### Work to complete:
In the listing below, find the line with "const COLS = '13px", then repeat exactly every line from the top through that one.

### Given data:
** START **

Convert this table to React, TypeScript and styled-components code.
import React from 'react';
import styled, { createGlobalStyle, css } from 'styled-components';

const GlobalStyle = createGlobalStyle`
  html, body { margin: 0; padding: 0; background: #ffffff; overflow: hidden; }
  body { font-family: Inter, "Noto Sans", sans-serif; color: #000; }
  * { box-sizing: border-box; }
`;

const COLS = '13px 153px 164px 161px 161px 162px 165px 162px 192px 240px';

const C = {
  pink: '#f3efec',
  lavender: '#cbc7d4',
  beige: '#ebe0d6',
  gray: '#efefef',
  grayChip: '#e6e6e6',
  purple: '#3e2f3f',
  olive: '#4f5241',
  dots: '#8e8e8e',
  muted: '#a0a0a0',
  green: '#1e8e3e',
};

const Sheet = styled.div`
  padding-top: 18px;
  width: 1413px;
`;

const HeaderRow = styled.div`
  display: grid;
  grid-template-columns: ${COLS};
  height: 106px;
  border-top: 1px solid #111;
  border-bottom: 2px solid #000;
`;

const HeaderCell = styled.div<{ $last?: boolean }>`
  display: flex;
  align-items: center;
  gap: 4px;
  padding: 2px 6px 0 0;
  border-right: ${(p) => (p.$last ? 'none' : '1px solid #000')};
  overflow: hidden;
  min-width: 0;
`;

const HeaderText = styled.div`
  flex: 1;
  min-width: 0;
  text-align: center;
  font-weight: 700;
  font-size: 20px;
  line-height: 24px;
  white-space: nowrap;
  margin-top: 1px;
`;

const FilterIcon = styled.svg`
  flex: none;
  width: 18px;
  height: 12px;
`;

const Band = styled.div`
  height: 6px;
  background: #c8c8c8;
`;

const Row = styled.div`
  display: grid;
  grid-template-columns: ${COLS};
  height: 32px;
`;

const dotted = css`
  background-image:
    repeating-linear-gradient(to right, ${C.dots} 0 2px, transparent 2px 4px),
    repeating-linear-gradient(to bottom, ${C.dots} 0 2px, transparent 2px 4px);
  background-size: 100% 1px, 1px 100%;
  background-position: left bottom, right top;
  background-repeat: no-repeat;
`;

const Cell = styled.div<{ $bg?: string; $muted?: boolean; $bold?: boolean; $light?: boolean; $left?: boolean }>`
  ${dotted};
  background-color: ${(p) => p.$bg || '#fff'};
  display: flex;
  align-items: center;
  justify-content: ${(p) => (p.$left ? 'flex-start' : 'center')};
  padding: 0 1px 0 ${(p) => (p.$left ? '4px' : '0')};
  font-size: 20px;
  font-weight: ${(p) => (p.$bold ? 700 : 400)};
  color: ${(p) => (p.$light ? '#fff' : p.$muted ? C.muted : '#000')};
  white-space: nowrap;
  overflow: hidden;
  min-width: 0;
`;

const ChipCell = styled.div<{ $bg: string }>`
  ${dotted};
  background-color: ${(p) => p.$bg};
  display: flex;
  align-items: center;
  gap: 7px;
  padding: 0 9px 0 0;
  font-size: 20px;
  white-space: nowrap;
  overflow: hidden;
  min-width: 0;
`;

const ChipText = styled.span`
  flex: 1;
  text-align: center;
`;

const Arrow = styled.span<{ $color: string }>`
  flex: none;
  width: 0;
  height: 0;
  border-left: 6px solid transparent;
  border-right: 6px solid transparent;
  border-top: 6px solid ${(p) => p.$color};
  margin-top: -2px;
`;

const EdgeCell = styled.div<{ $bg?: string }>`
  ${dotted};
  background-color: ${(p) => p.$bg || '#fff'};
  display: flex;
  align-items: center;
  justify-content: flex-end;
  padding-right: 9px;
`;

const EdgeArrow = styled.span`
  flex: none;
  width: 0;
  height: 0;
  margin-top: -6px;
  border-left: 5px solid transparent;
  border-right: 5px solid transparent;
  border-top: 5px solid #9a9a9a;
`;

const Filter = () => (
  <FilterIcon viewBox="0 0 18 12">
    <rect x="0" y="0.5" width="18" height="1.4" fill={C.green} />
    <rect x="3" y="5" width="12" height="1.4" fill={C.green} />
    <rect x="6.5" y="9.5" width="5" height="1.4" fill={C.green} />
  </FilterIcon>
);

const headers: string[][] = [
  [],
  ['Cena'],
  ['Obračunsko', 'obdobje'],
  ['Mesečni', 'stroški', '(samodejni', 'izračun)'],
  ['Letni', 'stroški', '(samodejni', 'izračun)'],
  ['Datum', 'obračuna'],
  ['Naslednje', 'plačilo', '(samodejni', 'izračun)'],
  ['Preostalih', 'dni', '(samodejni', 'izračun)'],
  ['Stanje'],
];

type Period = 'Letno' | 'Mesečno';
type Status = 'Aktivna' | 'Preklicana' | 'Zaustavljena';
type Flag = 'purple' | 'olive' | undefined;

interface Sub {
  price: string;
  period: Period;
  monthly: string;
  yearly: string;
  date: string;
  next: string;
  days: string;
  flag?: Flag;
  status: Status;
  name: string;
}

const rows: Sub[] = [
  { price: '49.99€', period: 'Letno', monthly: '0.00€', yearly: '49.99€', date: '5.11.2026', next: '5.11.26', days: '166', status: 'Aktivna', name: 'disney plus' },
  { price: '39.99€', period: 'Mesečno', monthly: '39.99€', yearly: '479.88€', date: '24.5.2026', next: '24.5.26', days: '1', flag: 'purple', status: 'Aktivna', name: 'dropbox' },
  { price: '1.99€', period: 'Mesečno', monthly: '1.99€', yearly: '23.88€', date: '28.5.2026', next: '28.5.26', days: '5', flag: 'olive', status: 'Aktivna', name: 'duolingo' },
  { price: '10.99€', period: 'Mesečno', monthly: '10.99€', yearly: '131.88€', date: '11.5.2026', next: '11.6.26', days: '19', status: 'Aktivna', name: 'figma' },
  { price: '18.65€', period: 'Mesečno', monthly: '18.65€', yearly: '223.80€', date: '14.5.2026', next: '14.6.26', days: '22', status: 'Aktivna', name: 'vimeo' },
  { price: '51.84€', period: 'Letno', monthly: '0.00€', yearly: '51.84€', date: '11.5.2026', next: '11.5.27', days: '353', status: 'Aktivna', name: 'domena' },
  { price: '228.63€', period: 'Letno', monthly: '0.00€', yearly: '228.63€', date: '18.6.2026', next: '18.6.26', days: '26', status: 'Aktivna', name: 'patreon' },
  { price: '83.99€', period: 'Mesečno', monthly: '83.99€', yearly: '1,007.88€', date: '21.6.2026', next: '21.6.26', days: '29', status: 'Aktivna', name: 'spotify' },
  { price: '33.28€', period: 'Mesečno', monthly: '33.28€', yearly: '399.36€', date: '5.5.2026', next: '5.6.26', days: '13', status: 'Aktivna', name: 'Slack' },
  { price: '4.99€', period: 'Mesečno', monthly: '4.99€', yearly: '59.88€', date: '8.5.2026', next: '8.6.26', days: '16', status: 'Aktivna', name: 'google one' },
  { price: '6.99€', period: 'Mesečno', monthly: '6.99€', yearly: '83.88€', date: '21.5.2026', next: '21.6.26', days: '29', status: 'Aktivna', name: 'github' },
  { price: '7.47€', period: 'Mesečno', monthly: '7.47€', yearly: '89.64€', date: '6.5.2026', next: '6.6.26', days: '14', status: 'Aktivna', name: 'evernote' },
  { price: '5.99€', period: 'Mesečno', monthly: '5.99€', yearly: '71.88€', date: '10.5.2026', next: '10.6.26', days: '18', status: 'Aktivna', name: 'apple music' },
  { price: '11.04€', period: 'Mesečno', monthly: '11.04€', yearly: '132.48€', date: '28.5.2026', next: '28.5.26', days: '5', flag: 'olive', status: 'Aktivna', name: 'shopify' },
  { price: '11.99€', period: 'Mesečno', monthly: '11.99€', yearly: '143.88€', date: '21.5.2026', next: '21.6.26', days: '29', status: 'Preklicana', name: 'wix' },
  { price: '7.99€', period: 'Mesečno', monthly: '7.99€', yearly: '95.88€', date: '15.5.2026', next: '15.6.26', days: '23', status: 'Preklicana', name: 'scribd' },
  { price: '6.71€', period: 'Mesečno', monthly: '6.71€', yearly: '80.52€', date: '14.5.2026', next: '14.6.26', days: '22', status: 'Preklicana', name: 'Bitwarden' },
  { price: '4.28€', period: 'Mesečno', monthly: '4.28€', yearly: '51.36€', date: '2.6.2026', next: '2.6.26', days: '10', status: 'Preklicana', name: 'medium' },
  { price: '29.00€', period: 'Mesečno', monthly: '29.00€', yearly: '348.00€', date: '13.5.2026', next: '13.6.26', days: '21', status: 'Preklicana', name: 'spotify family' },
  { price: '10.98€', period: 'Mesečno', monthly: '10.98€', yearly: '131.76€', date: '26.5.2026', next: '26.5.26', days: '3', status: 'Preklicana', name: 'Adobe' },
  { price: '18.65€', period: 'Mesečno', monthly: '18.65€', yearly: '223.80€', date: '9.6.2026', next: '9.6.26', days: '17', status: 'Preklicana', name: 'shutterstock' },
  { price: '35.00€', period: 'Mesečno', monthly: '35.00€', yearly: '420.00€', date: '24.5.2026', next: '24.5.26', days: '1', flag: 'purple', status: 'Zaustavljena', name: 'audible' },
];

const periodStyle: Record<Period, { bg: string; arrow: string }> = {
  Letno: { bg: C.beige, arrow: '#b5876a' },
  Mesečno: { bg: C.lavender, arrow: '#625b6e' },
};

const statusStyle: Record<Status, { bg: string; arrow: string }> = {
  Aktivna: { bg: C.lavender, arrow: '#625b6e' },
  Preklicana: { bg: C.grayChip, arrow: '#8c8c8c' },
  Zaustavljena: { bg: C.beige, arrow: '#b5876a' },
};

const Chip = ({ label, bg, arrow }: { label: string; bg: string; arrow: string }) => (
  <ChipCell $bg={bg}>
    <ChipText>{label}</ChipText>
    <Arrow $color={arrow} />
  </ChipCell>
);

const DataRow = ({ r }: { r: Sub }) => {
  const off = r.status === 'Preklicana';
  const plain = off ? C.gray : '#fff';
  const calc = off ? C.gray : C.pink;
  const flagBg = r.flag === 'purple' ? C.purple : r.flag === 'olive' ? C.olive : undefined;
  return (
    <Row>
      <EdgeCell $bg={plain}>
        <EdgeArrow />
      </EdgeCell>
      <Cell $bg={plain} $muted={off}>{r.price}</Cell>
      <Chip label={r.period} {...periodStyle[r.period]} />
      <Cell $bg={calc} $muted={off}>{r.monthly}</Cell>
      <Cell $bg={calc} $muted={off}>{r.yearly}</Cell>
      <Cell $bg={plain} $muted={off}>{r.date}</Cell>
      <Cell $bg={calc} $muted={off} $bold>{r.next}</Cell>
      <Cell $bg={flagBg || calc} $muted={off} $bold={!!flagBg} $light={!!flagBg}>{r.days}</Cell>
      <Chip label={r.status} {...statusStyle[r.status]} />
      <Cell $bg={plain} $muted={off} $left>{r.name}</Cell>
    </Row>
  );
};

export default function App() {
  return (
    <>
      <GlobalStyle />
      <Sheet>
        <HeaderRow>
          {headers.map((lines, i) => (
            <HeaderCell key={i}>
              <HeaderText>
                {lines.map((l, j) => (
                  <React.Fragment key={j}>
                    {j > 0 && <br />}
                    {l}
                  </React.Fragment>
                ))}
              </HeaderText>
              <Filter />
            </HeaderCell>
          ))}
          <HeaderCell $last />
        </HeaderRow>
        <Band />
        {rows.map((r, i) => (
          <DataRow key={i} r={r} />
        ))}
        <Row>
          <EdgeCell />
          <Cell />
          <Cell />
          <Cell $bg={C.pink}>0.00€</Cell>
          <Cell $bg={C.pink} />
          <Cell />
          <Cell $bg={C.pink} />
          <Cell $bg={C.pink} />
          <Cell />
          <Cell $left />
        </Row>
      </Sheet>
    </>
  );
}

** END **

### Correct result:
Convert this table to React, TypeScript and styled-components code.
import React from 'react';
import styled, { createGlobalStyle, css } from 'styled-components';

const GlobalStyle = createGlobalStyle`
  html, body { margin: 0; padding: 0; background: #ffffff; overflow: hidden; }
  body { font-family: Inter, "Noto Sans", sans-serif; color: #000; }
  * { box-sizing: border-box; }
`;

const COLS = '13px 153px 164px 161px 161px 162px 165px 162px 192px 240px';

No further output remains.